Biomass is considered an attractive and immediate source for liquid biofuel that do not contribute net CO2 to the atmosphere. The hydrolysis of lignocellulose to soluble sugars that can be fermented to ethanol involves a costly enzymatic step. Lignocellulose hydrolysis requires the synergistic actions of several enzymes termed glycoside hydrolases (GHs). In the framework of this research, metagenomics and biochemical approaches are combined to isolate and characterize novel enzymatic systems geared for lignocellulose hydrolysis and biofuel production.
Our view on the GHs world is restricted to the current known sequences available in databases. Thus, when analyzing a metagenome novel GHs or low sequence similarities genes are usually slip under the radar of the conventional search methods.
Our sequence based screening design to identify novel GHs genes in metadata. We developed our search algorithm under three principles:
A. GHs designated algorithm rather than a full data analysis.
B. Genomic Neighborhood (GN) approach assimilation for sieving excess data.
C. Phylogenic relation based algorithm for putative genes evaluation.

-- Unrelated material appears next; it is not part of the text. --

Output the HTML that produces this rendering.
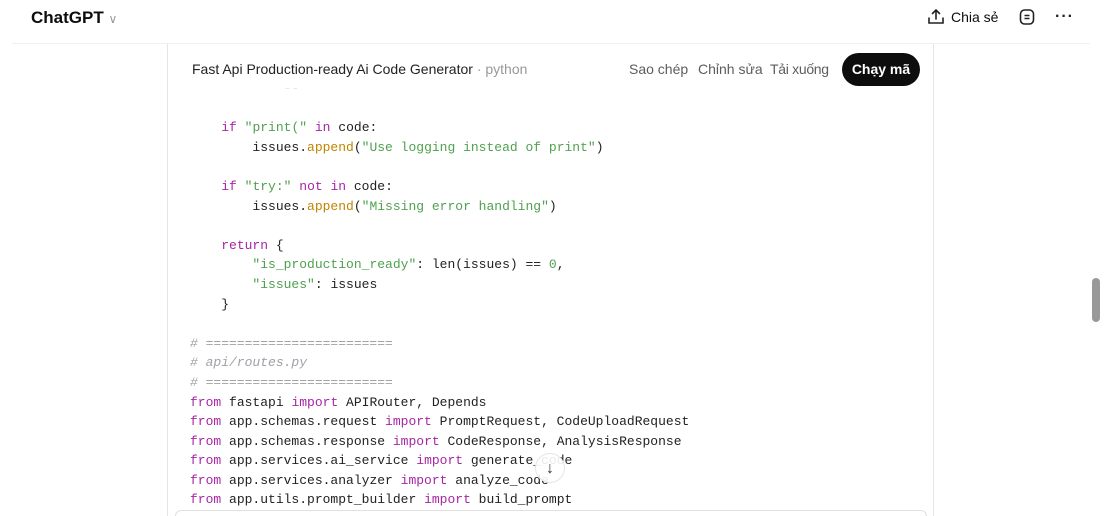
<!DOCTYPE html>
<html><head><meta charset="utf-8"><style>
html,body{margin:0;width:1104px;height:516px;overflow:hidden;background:#fff}
body{font-family:"Liberation Sans","DejaVu Sans",sans-serif;position:relative}
.top{position:absolute;left:31px;top:8px;font-size:17px;font-weight:bold;color:#0d0d0d}
.top span{font-weight:normal;color:#999;font-size:12px}
.hl{position:absolute;left:12px;right:14px;top:43px;height:1px;background:#f0f0f0}
.card{position:absolute;left:167px;top:44px;width:767px;height:472px;border-left:1px solid #e5e5e5;border-right:1px solid #e5e5e5;box-sizing:border-box}
.title{position:absolute;left:192px;top:61px;font-size:14px;color:#222}
.title span{color:#999}
.acts{position:absolute;top:61px;font-size:14px;color:#5d5d5d}
.btn{position:absolute;left:842px;top:53px;width:78px;height:33px;background:#0d0d0d;border-radius:17px;color:#fff;font-weight:bold;font-size:14px;text-align:center;line-height:33px}
pre{position:absolute;left:190px;top:79px;margin:0;font-family:"Liberation Mono","DejaVu Sans Mono",monospace;font-size:13px;line-height:19.6px;color:#222}
.k{color:#a626a4}.s{color:#50a14f}.f{color:#c18401}.c{color:#a0a1a7;font-style:italic}
.sb{position:absolute;left:1092px;top:278px;width:8px;height:44px;background:#999;border-radius:4px}
.down{position:absolute;left:535px;top:453px;width:30px;height:30px;border-radius:50%;border:1px solid #e5e5e5;background:rgba(255,255,255,.9);text-align:center;line-height:30px;font-size:16px;color:#333;box-sizing:border-box}
.inp{position:absolute;left:175px;top:510px;width:752px;height:6px;border:1px solid #e0e0e0;border-bottom:none;border-radius:20px 20px 0 0;background:#fff;box-sizing:border-box}
</style></head><body>
<div class="top">ChatGPT <span>∨</span></div>
<svg style="position:absolute;left:927px;top:8px" width="18" height="18" viewBox="0 0 18 18" fill="none" stroke="#222" stroke-width="1.6" stroke-linecap="round"><path d="M9 11V2M5.5 5.5L9 2l3.5 3.5M2 10v5h14v-5"/></svg>
<div style="position:absolute;left:951px;top:9px;font-size:14px;color:#0d0d0d">Chia sẻ</div>
<svg style="position:absolute;left:1018px;top:8px" width="18" height="18" viewBox="0 0 18 18" fill="none" stroke="#222" stroke-width="1.6"><rect x="2.5" y="2" width="13" height="14" rx="4"/><path d="M6.5 7.5h5M6.5 10.5h5"/></svg>
<div style="position:absolute;left:1055px;top:9px;font-size:16px;font-weight:bold;color:#222;letter-spacing:1px;line-height:16px">···</div>
<div class="hl"></div>
<div class="card"></div>
<div class="title">Fast Api Production-ready Ai Code Generator <span>· python</span></div>
<div class="acts" style="left:629px">Sao chép</div>
<div class="acts" style="left:698px">Chỉnh sửa</div>
<div class="acts" style="left:770px;letter-spacing:-0.3px">Tải xuống</div>
<div class="btn">Chạy mã</div>
<pre>            --

    <span class="k">if</span> <span class="s">"print("</span> <span class="k">in</span> code:
        issues.<span class="f">append</span>(<span class="s">"Use logging instead of print"</span>)

    <span class="k">if</span> <span class="s">"try:"</span> <span class="k">not in</span> code:
        issues.<span class="f">append</span>(<span class="s">"Missing error handling"</span>)

    <span class="k">return</span> {
        <span class="s">"is_production_ready"</span>: len(issues) == <span class="s">0</span>,
        <span class="s">"issues"</span>: issues
    }

<span class="c"># ========================</span>
<span class="c"># api/routes.py</span>
<span class="c"># ========================</span>
<span class="k">from</span> fastapi <span class="k">import</span> APIRouter, Depends
<span class="k">from</span> app.schemas.request <span class="k">import</span> PromptRequest, CodeUploadRequest
<span class="k">from</span> app.schemas.response <span class="k">import</span> CodeResponse, AnalysisResponse
<span class="k">from</span> app.services.ai_service <span class="k">import</span> generate_code
<span class="k">from</span> app.services.analyzer <span class="k">import</span> analyze_code
<span class="k">from</span> app.utils.prompt_builder <span class="k">import</span> build_prompt</pre>
<div style="position:absolute;left:200px;top:80px;width:110px;height:12px;background:#fff;filter:blur(3px)"></div>
<div class="down">↓</div>
<div class="inp"></div>
<div class="sb"></div>
</body></html>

The search is done with a designated hidden Markov models (HMM) profiles dataset. The GN approach searches metagenomic databases for putative GH sequences located in gene clusters related to lignocellulose degradation pathways. The phylogenic relation based sensitive search aims to identify distanced GH homologous sequences with low sequence similarity based on phylogenetic relativity. In our preliminary results the GN search approach on three nodes of a human gut microbial metagenome had yielded 21 putative novel GH sequences. The profile based search had identified sequences from several GH families. In a preliminary analysis of end-sequenced metagenome from the Mediterranean Sea we found over 500 sequences possessing at least one gene from our profiles dataset and twenty one sequences with cellulolytic genes such as cellulases and cellulose binding modules. A comprehensive search algorithm consists of several search tools is proposed.